Reynolds presentation further focused on several troubling aspects of tobacco culture today, including its glamorization in movies, marketing towards children and his belief that it serves as a stepping stone to drugs.

“It is a gateway to marijuana,” he opined.

According to Reynolds, the ads that portray the dangers of tobacco are overshadowed by marketing efforts by cigarette companies to make smoking look cool.

Reynolds pointed to movies, both classic and current, that feature the characters smoking. He showed famous examples like Humphrey Bogart as well as more modern actors like James Franco and Robert Pattinson. He bashed the actors for not being more aware of their position as role models.

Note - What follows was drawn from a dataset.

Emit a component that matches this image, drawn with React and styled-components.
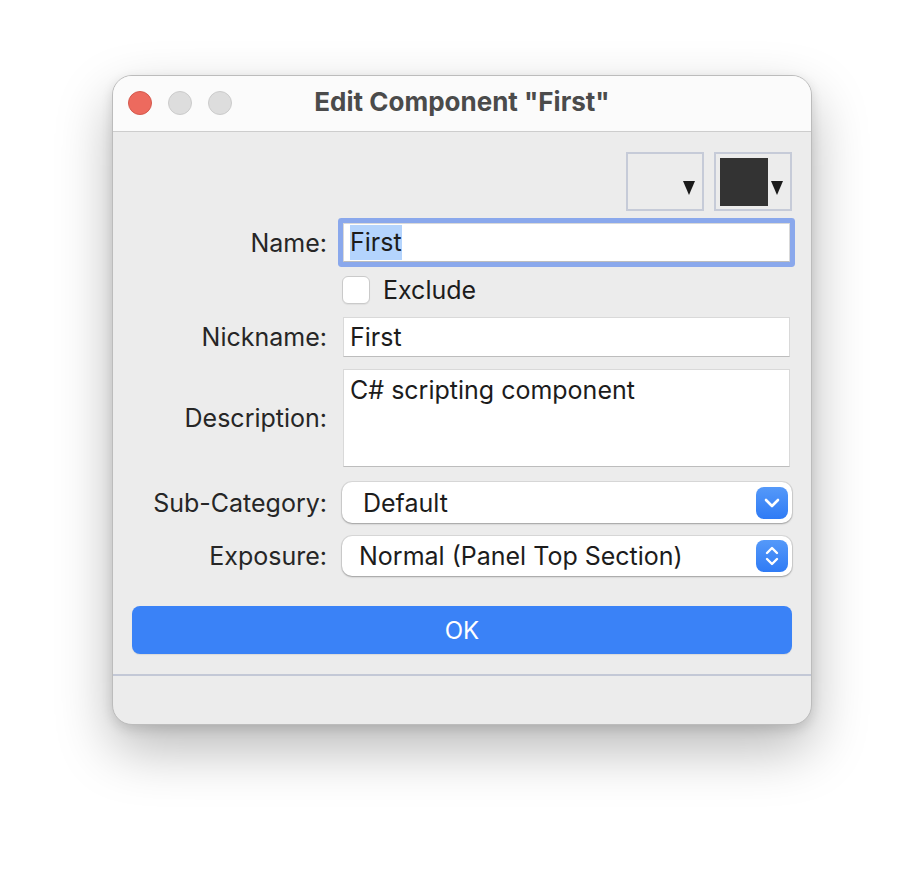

“It’s a betrayal of you,” Reynolds said.

Even more disgraceful, in Reynolds opinion, is the tobacco industry’s history of targeting minors through the use of cartoon mascots and candy-like flavors in cigarettes and other products.

“They know that if they don’t get you by 19 they won’t get you as a customer,” he said.

In Reynolds estimation, smokers can spend as much as $1,500 to $2,000 a year if they just buy a pack of cigarettes a day. This is further exacerbated by rising tobacco taxes, which are becoming more and more common in states like Maryland. Reynolds stressed it’s a good thing.

“Tobacco taxes are a good tax,” he said, noting that they had the double benefit of discouraging teens from picking up the habit while encouraging adults to quit by making smoking not just a long-term health problem but a short-term financial one as well.

Reynolds ended his presentation on a more intimate note. He took students through what he called an “initiation” towards adulthood and helped individual members of the audience work on ways to tell people that they care about them and that smoking is hurting everyone around them and unnecessarily risking their life. It was a process that led to a few tears.

“Face the pain and talk to another person about it,” he begged the students.

In parting, Reynolds revealed that despite all of the problems that still exist with smoking and other products like chewing tobacco, which he warned can be just as dangerous, he is optimistic about where the country is headed.

“We are going to have a tobacco-free society,” he predicted, adding that it would be up to the youngest generation today to succeed where others have failed.